One aspect of personal development these young migrant women can work on is religion—there are more religious activities and information sessions than where they came from. Wearing the veil (jilbab) is part of this religious development; they need not return to their home feeling malu, even if they have little money saved, at least the veil shows they are developed. Lindquist writes:
In the [Batam industrial] estate, however, it is possible to take part in religious activities on a daily basis, either in the main mosque or in a wide variety of organizations that are organized through particular companies or by community-based groups created by workers and supported by the estate management. The interests of the workers, the companies, and the local government appear to converge, as the movement of workers is restricted to the mosque (or the church), the dormitories, and the factory. The development of the [Batam] industrial estate is matched by the spiritual development of the worker” (Lindquist 2004, 493).

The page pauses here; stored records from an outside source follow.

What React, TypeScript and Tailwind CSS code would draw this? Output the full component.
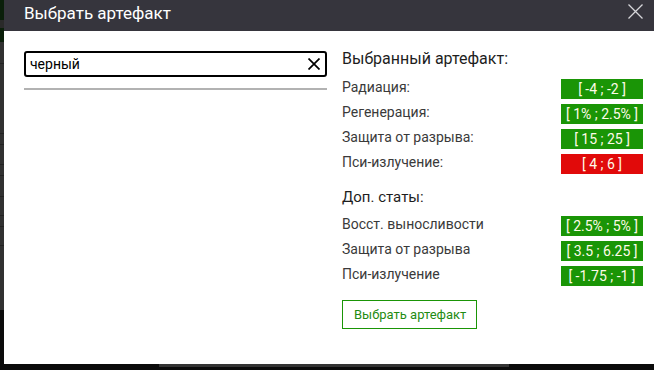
const mainStats = [
  { label: 'Радиация:', value: '[ -4 ; -2 ]', bad: false },
  { label: 'Регенерация:', value: '[ 1% ; 2.5% ]', bad: false },
  { label: 'Защита от разрыва:', value: '[ 15 ; 25 ]', bad: false },
  { label: 'Пси-излучение:', value: '[ 4 ; 6 ]', bad: true },
];

const extraStats = [
  { label: 'Восст. выносливости', value: '[ 2.5% ; 5% ]', bad: false },
  { label: 'Защита от разрыва', value: '[ 3.5 ; 6.25 ]', bad: false },
  { label: 'Пси-излучение', value: '[ -1.75 ; -1 ]', bad: false },
];

const Cross = ({ size, stroke, color }: { size: number; stroke: number; color: string }) => (
  <svg width={size} height={size} viewBox={`0 0 ${size} ${size}`} fill="none">
    <path d={`M0.5 0.5L${size - 0.5} ${size - 0.5}M${size - 0.5} 0.5L0.5 ${size - 0.5}`} stroke={color} strokeWidth={stroke} />
  </svg>
);

const StatRow = ({ label, value, bad }: { label: string; value: string; bad: boolean }) => (
  <div className="flex items-start justify-between h-5">
    <span className="text-[14px] leading-[16px] text-[#3a3a3a]">{label}</span>
    <span
      className={`w-[82px] h-5 flex items-center justify-center text-[14px] text-[#fffbe8] ${
        bad ? 'bg-[#e10a0a]' : 'bg-[#1a9506]'
      }`}
    >
      {value}
    </span>
  </div>
);

export default function App() {
  return (
    <div
      className="relative w-[654px] h-[370px] overflow-hidden bg-[#0b0b0b]"
      style={{ fontFamily: 'Roboto, "Liberation Sans", sans-serif' }}
    >
      {/* page behind the modal */}
      <div className="absolute left-0 top-0 w-[4px] h-[310px] bg-[#313131] flex flex-col">
        <div className="h-[20px] bg-[#0a1f0a]" />
        <div className="h-[8px] bg-[#2a2a2a]" />
        <div className="h-[14px] bg-[#0a1f0a]" />
        <div className="h-[21px]" />
        <div className="h-px bg-[#222]" />
        <div className="h-[69px]" />
        <div className="h-px bg-[#222]" />
        <div className="h-[10px]" />
        <div className="h-px bg-[#222]" />
        <div className="h-[19px]" />
        <div className="h-px bg-[#222]" />
        <div className="h-[10px]" />
        <div className="h-px bg-[#222]" />
        <div className="h-[20px]" />
        <div className="h-px bg-[#222]" />
        <div className="h-[18px]" />
        <div className="h-px bg-[#222]" />
        <div className="h-[10px]" />
        <div className="h-px bg-[#222]" />
        <div className="h-[18px]" />
        <div className="h-px bg-[#222]" />
      </div>
      <div className="absolute left-[159px] top-[364px] w-[350px] h-[3px] bg-[#333]" />

      {/* modal */}
      <div className="absolute left-[4px] top-0 w-[650px] h-[364px] bg-white flex flex-col">
        <div className="h-[31px] bg-[#36353d] flex items-start justify-between pl-5 pr-[11px]">
          <h1 className="text-[17px] leading-[20px] pt-[3px] text-white">Выбрать артефакт</h1>
          <div className="mt-[4px]">
            <Cross size={15} stroke={1.3} color="#d6d6da" />
          </div>
        </div>

        <div className="flex flex-1 pl-5 pt-5 pr-[11px] gap-[15px]">
          {/* search */}
          <div className="w-[303px] flex flex-col">
            <div className="h-[26px] border-2 border-black rounded-[3px] flex items-center pl-[4px] pr-[5px]">
              <span className="flex-1 text-[14px] text-black leading-none">черный</span>
              <Cross size={12} stroke={1.7} color="#000" />
            </div>
            <div className="mt-[11px] h-[2px] bg-[#b2b2b2]" />
          </div>

          {/* selected artifact */}
          <div className="flex-1 flex flex-col">
            <h2 className="text-[16px] leading-[20px] text-[#1e1e1e] -mt-[2px]">Выбранный артефакт:</h2>
            <div className="mt-[10px] flex flex-col gap-[5px]">
              {mainStats.map((s) => (
                <StatRow key={s.label} {...s} />
              ))}
            </div>

            <h3 className="mt-[13px] text-[15px] leading-[20px] text-[#1e1e1e]">Доп. статы:</h3>
            <div className="mt-[9px] flex flex-col gap-[5px]">
              {extraStats.map((s) => (
                <StatRow key={s.label} {...s} />
              ))}
            </div>

            <button className="mt-[14px] self-start h-[29px] pl-[11px] pr-[10px] border border-[#1a9506] text-[13px] text-[#1f8c12] bg-white">
              Выбрать артефакт
            </button>
          </div>
        </div>
      </div>
    </div>
  );
}
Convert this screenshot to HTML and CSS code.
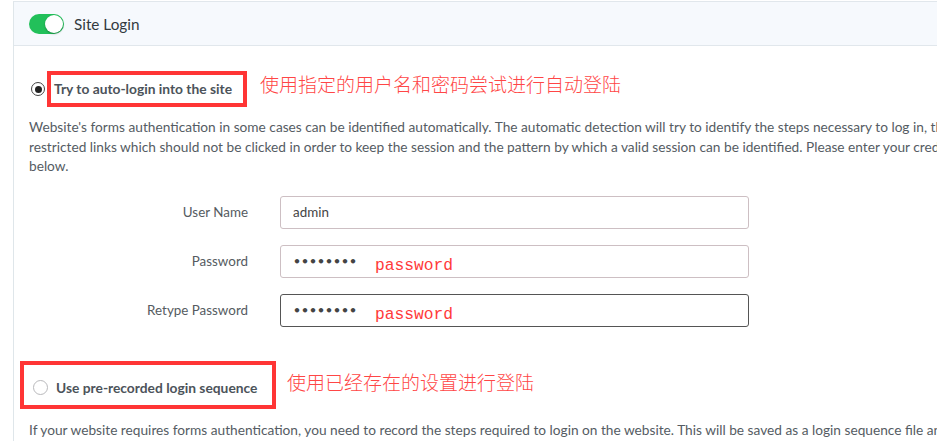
FILE: index.html
```html
<!DOCTYPE html>
<html>
<head>
<meta charset="utf-8">
<link rel="stylesheet" href="styles.css">
</head>
<body>
<div class="panel">
  <div class="panel-head">
    <span class="toggle"><span class="knob"></span></span>
    <span class="head-title">Site Login</span>
  </div>
  <div class="panel-body">
    <div class="option first">
      <span class="radio checked"></span>
      <span class="opt-label boxed box1">Try to auto-login into the site</span>
      <span class="note">使用指定的用户名和密码尝试进行自动登陆</span>
    </div>
    <p class="desc">Website's forms authentication in some cases can be identified automatically. The automatic detection will try to identify the steps necessary to log in, the restricted links which should not be clicked in order to keep the session and the pattern by which a valid session can be identified. Please enter your credentials below.</p>
    <div class="form">
      <label class="lbl">User Name</label>
      <div class="input"><span class="val">admin</span></div>
      <label class="lbl">Password</label>
      <div class="input"><span class="dots">••••••••</span><span class="pw">password</span></div>
      <label class="lbl">Retype Password</label>
      <div class="input focus"><span class="dots">••••••••</span><span class="pw">password</span></div>
    </div>
    <div class="option second">
      <div class="box2">
        <span class="radio"></span>
        <span class="opt-label">Use pre-recorded login sequence</span>
      </div>
      <span class="note note2">使用已经存在的设置进行登陆</span>
    </div>
    <p class="desc desc2">If your website requires forms authentication, you need to record the steps required to login on the website. This will be saved as a login sequence file and used during the scan.</p>
  </div>
</div>
</body>
</html>
```

FILE: styles.css
```css
html, body {
  margin: 0;
  padding: 0;
  background: #ffffff;
  overflow: hidden;
}
body {
  font-family: "Lato", "Liberation Sans", sans-serif;
  color: #555c63;
  width: 937px;
  height: 441px;
}
.panel {
  margin: 1px 0 0 13px;
  border-left: 1px solid #dfe6ea;
  border-top: 1px solid #e1e7ec;
  height: 460px;
  width: 1200px;
}
.panel-head {
  display: flex;
  align-items: center;
  height: 43px;
  background: #f6f9fd;
  border-bottom: 1px solid #e1e7ec;
  padding-left: 15px;
}
.toggle {
  position: relative;
  width: 35px;
  height: 20px;
  border-radius: 10px;
  background: #22c05a;
  display: inline-block;
}
.knob {
  position: absolute;
  right: 1px;
  top: 1px;
  width: 18px;
  height: 18px;
  border-radius: 50%;
  background: #fff;
  box-shadow: 0 1px 2px rgba(0,0,0,0.3);
}
.head-title {
  margin-left: 10px;
  font-size: 15.3px;
  color: #333a40;
}
.panel-body {
  padding-left: 15px;
}
.option {
  display: flex;
  align-items: center;
}
.option.first {
  margin-top: 25px;
  height: 36px;
}
.radio {
  width: 13px;
  height: 13px;
  border-radius: 50%;
  border: 1px solid #b9b9bc;
  box-sizing: content-box;
  display: inline-block;
  margin-left: 2px;
  position: relative;
  background: #fff;
}
.radio.checked {
  border: 1.5px solid #444;
  width: 12px;
  height: 12px;
}
.radio.checked::after {
  content: "";
  position: absolute;
  left: 2.5px;
  top: 2.5px;
  width: 7px;
  height: 7px;
  border-radius: 50%;
  background: #222;
}
.opt-label {
  font-weight: bold;
  font-size: 13.8px;
  color: #4c535a;
}
.box1 {
  margin-left: 2px;
  border: 4px solid #ff3535;
  padding: 0 11px 0 3px;
  height: 28px;
  line-height: 28px;
}
.note {
  font-family: "Noto Sans CJK SC", sans-serif;
  font-size: 19px;
  font-weight: 300;
  color: #ff4646;
  margin-left: 13px;
  margin-top: -11px;
}
.desc {
  margin: 10px 0 0 0;
  font-size: 13.7px;
  line-height: 19.6px;
  width: 975px;
}
.form {
  display: grid;
  grid-template-columns: 219px 469px;
  column-gap: 32px;
  row-gap: 16px;
  margin-top: 20px;
  align-items: center;
}
.lbl {
  text-align: right;
  font-size: 13.4px;
  color: #555b61;
}
.input {
  height: 33px;
  box-sizing: border-box;
  border: 1px solid #cdbfc3;
  border-radius: 3px;
  display: flex;
  align-items: center;
  padding-left: 12px;
  font-size: 13.4px;
  color: #444;
}
.input.focus {
  border-color: #555;
}
.dots {
  font-size: 12.5px;
  font-weight: bold;
  color: #444;
  font-family: "DejaVu Sans", sans-serif;
}
.pw {
  font-family: "Liberation Mono", monospace;
  font-size: 16.3px;
  color: #ff3a3a;
  margin-left: 18px;
  margin-top: 8px;
}
.option.second {
  margin-top: 34px;
  margin-left: -9px;
  align-items: flex-start;
}
.box2 {
  display: flex;
  align-items: center;
  border: 4px solid #ff3535;
  width: 256px;
  height: 48px;
  box-sizing: border-box;
  padding-left: 7px;
  gap: 8px;
  padding-top: 5px;
}
.note2 {
  margin-left: 11px;
  margin-top: 7px;
}
.desc2 {
  margin-top: 11px;
  white-space: nowrap;
}
```
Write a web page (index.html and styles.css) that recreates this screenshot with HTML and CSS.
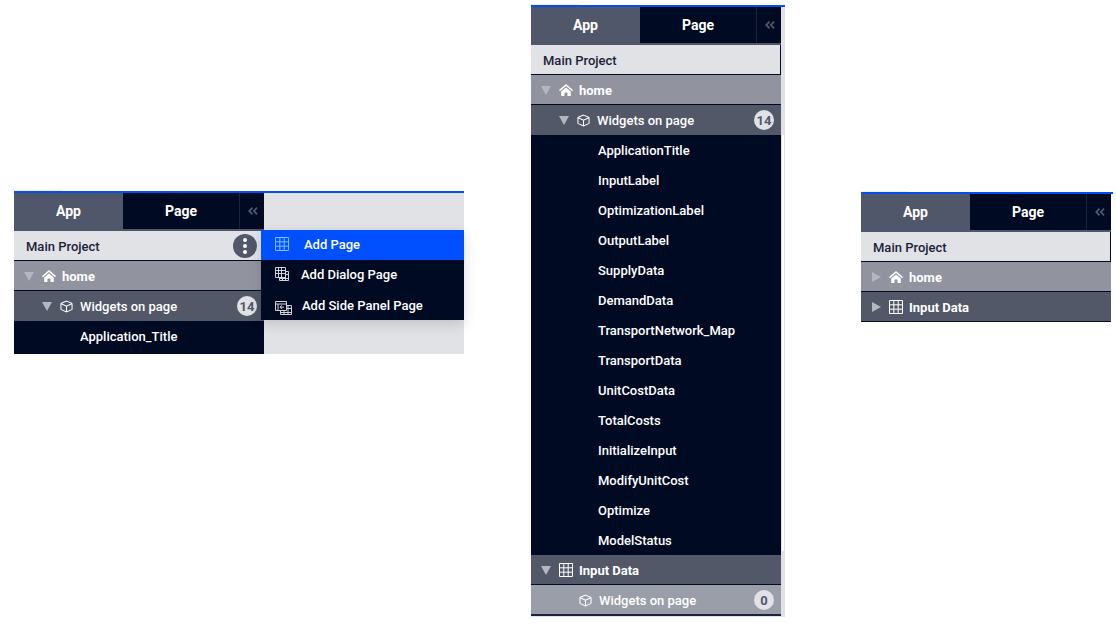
FILE: index.html
```html
<!DOCTYPE html>
<html lang="en">
<head>
<meta charset="utf-8">
<title>Page navigator</title>
<link rel="stylesheet" href="styles.css">
</head>
<body>
<svg class="defs" width="0" height="0" aria-hidden="true">
  <symbol id="i-home" viewBox="0 0 14 12"><path d="M7 0 14 6 13 7.200 7 2 1 7.200 0 6z" fill="currentColor"/><path d="M7 3.500 11.800 7.500V12H8.500V8.500H5.500V12H2.200V7.500z" fill="currentColor"/></symbol>
  <symbol id="i-cube" viewBox="0 0 14 14"><path d="M7 1.200 12.600 3.600c.3.100.4.400.4.700v5.400c0 .3-.2.600-.4.700L7 12.800 1.400 10.400C1.200 10.300 1 10 1 9.700V4.300c0-.3.100-.6.400-.7zM1.300 4 7 6.600 12.700 4M7 6.600v6" fill="none" stroke="currentColor" stroke-width="1.100"/></symbol>
  <symbol id="i-grid" viewBox="0 0 14 14"><path d="M.5.5h13v13H.5zM.5 4.800h13M.5 9.200h13M4.800.5v13M9.200.5v13" fill="none" stroke="currentColor"/></symbol>
  <symbol id="i-dialog" viewBox="0 0 14 14"><path d="M.5.5h10v10H.5zM.5 3.500h10M.5 6.500h10M3.500.5v10M6.500.5v10M4.500 10.500v3h9v-9h-3M4.500 11.500h9M7.500 10.500v3M10.500 4.500v9M10.500 7.500h3" fill="none" stroke="currentColor"/></symbol>
  <symbol id="i-side" viewBox="0 0 17 14"><path d="M.5.500h11v9H.5zM.5 3h11M3 3v6.500M9 6.200H5M7 4.300 5 6.200l2 2M5.500 9.500v4h11v-9h-5M5.500 11.500h11M9 9.500v4M13 4.500v9M11.500 7.500h5" fill="none" stroke="currentColor"/></symbol>
  <symbol id="i-collapse" viewBox="0 0 10 8"><path d="M4.500.700 1.300 4l3.200 3.300M9 .700 5.800 4 9 7.300" fill="none" stroke="currentColor" stroke-width="1.800"/></symbol>
</svg>

<main class="stage">

  <section class="panel panel-menu">
    <div class="bar"></div>
    <div class="body-row">
      <div class="sidebar">
        <div class="tabs">
          <div class="tab tab-app">App</div>
          <div class="tab tab-page">Page</div>
          <div class="tab tab-collapse"><svg class="chev"><use href="#i-collapse"/></svg></div>
        </div>
        <div class="row row-project">Main Project
          <span class="kebab"><i></i><i></i><i></i></span>
        </div>
        <div class="row row-home"><span class="tri tri-down"></span><svg class="ico ico-home"><use href="#i-home"/></svg><b>home</b></div>
        <div class="row row-group row-sub"><span class="tri tri-down"></span><svg class="ico ico-cube"><use href="#i-cube"/></svg><span class="label">Widgets on page</span><span class="badge">14</span></div>
        <div class="leaf leaf-last">Application_Title</div>
      </div>
      <div class="backdrop"></div>
    </div>
    <ul class="menu">
      <li class="menu-item menu-active"><svg class="ico ico-blue"><use href="#i-grid"/></svg><span class="m1">Add Page</span></li>
      <li class="menu-item menu-second"><svg class="ico ico-dim"><use href="#i-dialog"/></svg><span class="m2">Add Dialog Page</span></li>
      <li class="menu-item"><svg class="ico ico-dim ico-side"><use href="#i-side"/></svg><span class="m3">Add Side Panel Page</span></li>
    </ul>
  </section>

  <section class="panel panel-tree">
    <div class="bar"></div>
    <div class="sidebar">
      <div class="tabs">
        <div class="tab tab-app">App</div>
        <div class="tab tab-page">Page</div>
        <div class="tab tab-collapse"><svg class="chev"><use href="#i-collapse"/></svg></div>
      </div>
      <div class="row row-project row-boxed">Main Project</div>
      <div class="row row-home"><span class="tri tri-down"></span><svg class="ico ico-home"><use href="#i-home"/></svg><b>home</b></div>
      <div class="row row-group row-sub"><span class="tri tri-down"></span><svg class="ico ico-cube"><use href="#i-cube"/></svg><span class="label">Widgets on page</span><span class="badge">14</span></div>
      <div class="leaf">ApplicationTitle</div>
      <div class="leaf">InputLabel</div>
      <div class="leaf">OptimizationLabel</div>
      <div class="leaf">OutputLabel</div>
      <div class="leaf">SupplyData</div>
      <div class="leaf">DemandData</div>
      <div class="leaf">TransportNetwork_Map</div>
      <div class="leaf">TransportData</div>
      <div class="leaf">UnitCostData</div>
      <div class="leaf">TotalCosts</div>
      <div class="leaf">InitializeInput</div>
      <div class="leaf">ModifyUnitCost</div>
      <div class="leaf">Optimize</div>
      <div class="leaf">ModelStatus</div>
      <div class="row row-group"><span class="tri tri-down"></span><svg class="ico"><use href="#i-grid"/></svg><b>Input Data</b></div>
      <div class="row row-light"><svg class="ico ico-cube"><use href="#i-cube"/></svg><span class="label">Widgets on page</span><span class="badge">0</span></div>
    </div>
    <div class="thumb"></div>
  </section>

  <section class="panel panel-closed">
    <div class="bar"></div>
    <div class="sidebar">
      <div class="tabs">
        <div class="tab tab-app">App</div>
        <div class="tab tab-page">Page</div>
        <div class="tab tab-collapse"><svg class="chev"><use href="#i-collapse"/></svg></div>
      </div>
      <div class="row row-project row-boxed">Main Project</div>
      <div class="row row-home"><span class="tri tri-right"></span><svg class="ico ico-home"><use href="#i-home"/></svg><b>home</b></div>
      <div class="row row-group"><span class="tri tri-right"></span><svg class="ico"><use href="#i-grid"/></svg><b>Input Data</b></div>
    </div>
  </section>

</main>
</body>
</html>
```
FILE: styles.css
```css
* { box-sizing: border-box; }
html, body { margin: 0; padding: 0; background: #fff; }
body {
  width: 1116px;
  height: 624px;
  overflow: hidden;
  font-family: Roboto, "Liberation Sans", sans-serif;
  font-size: 13px;
  font-weight: 500;
  color: #fff;
}
.defs { position: absolute; }
.stage { display: flex; align-items: flex-start; padding-left: 14px; }

.panel { position: relative; }
.panel::before {
  content: "";
  position: absolute;
  left: 0;
  top: -1px;
  width: 48px;
  height: 1px;
  background: #f1f1f3;
}
.panel-menu { width: 450px; margin-top: 191px; }
.panel-tree { width: 254px; margin: 5px 0 0 67px; background: #e0e2e6; height: 612px; }
.panel-closed { width: 252px; margin: 192px 0 0 76px; }

.bar { height: 2px; background: #0050f0; }

.thumb {
  position: absolute;
  left: 251px;
  top: 130px;
  width: 2px;
  height: 416px;
  background: #fff;
}

.body-row { display: flex; height: 161px; }
.backdrop { flex: 1; background: #e0e2e6; }
.sidebar { width: 250px; flex: none; background: #000a22; }

.tabs { display: flex; height: 38px; background: #50576a; }
.tab {
  height: 36px;
  display: flex;
  align-items: center;
  justify-content: center;
  font-size: 14px;
  font-weight: 700;
}
.tab-app { width: 109px; background: #50576a; height: 38px; padding-bottom: 2px; }
.tab-page { width: 116px; background: #000a22; }
.tab-collapse {
  width: 25px;
  background: #000a22;
  border-left: 1px solid #1a2338;
  color: #4f5669;
}
.chev { width: 10px; height: 8px; margin-left: 1px; }

.row {
  position: relative;
  height: 30px;
  display: flex;
  align-items: center;
  padding: 1px 0 0 10px;
  border-bottom: 1px solid #000a22;
}
.row b { font-weight: 700; }
.row-project {
  padding-left: 12px;
  background: #e0e2e6;
  color: #1c2338;
}
.row-boxed { border-right: 1px solid #000a22; }
.row-home { background: #91939f; }
.row-group { background: #525868; }
.row-sub { padding: 0 0 0 28px; border-bottom: 0; }
.row-light { height: 31px; background: #9a9ea8; padding-left: 48px; border-bottom: 2px solid #1a2440; }

.tri { width: 0; height: 0; margin-right: 8px; flex: none; }
.tri-down { border-style: solid; border-width: 9px 5.5px 0; border-color: #b4b7bf transparent transparent; }
.tri-right { border-style: solid; border-width: 5.5px 0 5.5px 9px; border-color: transparent transparent transparent #b4b7bf; margin-left: 1px; margin-right: 8px; }

.ico { width: 14px; height: 14px; flex: none; margin-right: 6px; color: #fff; }
.ico-home { height: 12px; }
.ico-cube { width: 13px; height: 13px; margin-right: 7px; }
.ico-blue { color: #7cc0ff; }
.ico-dim { color: #d0d2d8; }
.ico-side { width: 17px; margin-top: 6px; }

.badge {
  position: absolute;
  right: 7px;
  top: 5px;
  width: 20px;
  height: 20px;
  border-radius: 50%;
  background: #e0e2e6;
  color: #525868;
  font-size: 13px;
  font-weight: 700;
  display: flex;
  align-items: center;
  justify-content: center;
}

.kebab {
  position: absolute;
  right: 7px;
  top: 3px;
  width: 24px;
  height: 24px;
  border-radius: 50%;
  background: #50576a;
  display: flex;
  flex-direction: column;
  align-items: center;
  justify-content: center;
  gap: 2px;
}
.kebab i { width: 4px; height: 4px; border-radius: 50%; background: #fff; }

.leaf {
  height: 30px;
  display: flex;
  align-items: center;
  padding-left: 67px;
  background: #000a22;
}
.leaf-last { height: 33px; padding-left: 66px; padding-bottom: 2px; }

.menu {
  position: absolute;
  left: 247px;
  top: 39px;
  width: 203px;
  height: 90px;
  margin: 0;
  padding: 0;
  list-style: none;
  background: #000a22;
  box-shadow: 0 4px 12px rgba(0, 0, 0, .14);
}
.menu-item { height: 30px; display: flex; align-items: center; padding-left: 14px; }
.menu-active, .menu-second { padding-bottom: 2px; }
.menu-active { background: #0050ff; }
.m1 { margin-left: 9px; }
.m2 { margin-left: 6px; }
.m3 { margin-left: 4px; }
```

At a more complex level, Lindquist ties wearing a jilbab in with morality, affect, subjectivity, nationalism, migration and various other concepts. According to Winarnita (2011) for Lindquist, modesty/shame/shyness or malu is:
a key emotional trope [for female migrants to Batam]…Lindquist argues that in migration malu should be understood in relation to representations connected to the originating nation…to him malu is an important starting point for thinking about the motivations and actions of Indonesian migrants in negotiating their hopes and frustrations. [Lindquist] he sees the women migrants as having agency in which malu becomes a reflexive management of appearances in the face of dramatic economic and social change.
You want to show how advanced you are by succeeding in migration both in earning a wage and becoming a better Muslim. Thus wearing a veil symbolises to others that one has become advanced or maju.


Symbolic Significance

The veil could thus be seen as symbolising something personal for the wearer herself (such as her personal journey to Batam). She also sends out message to others about herself, whether it be that she is malu or tahasham. To understand these different levels of symbolism it is useful to refer to the great anthropological debate regarding hair.

Summary

So for Lindquist failing in migration makes female workers feel malu. To deal with this feeling of malu, the sex workers take ecstasy. Those who work in factories want to feel like they have 'made it' and one way of showing of success is religious development. And one sign of religious development is wearing a veil. When the workers go back home, they wear a veil, they can feel less malu. Feelings of malu lie behind both taking ecstasy (for sex workers) and wearing a veil (for factory workers).
For Abu Lughod, writing about Bedouins, wearing a veil is also related to feelings of hasham

Reflection

I think of hasham and malu as important symbols and feelings. The feelings/states they relate to include modesty, humility, shame, shyness, coyness, chastity etc.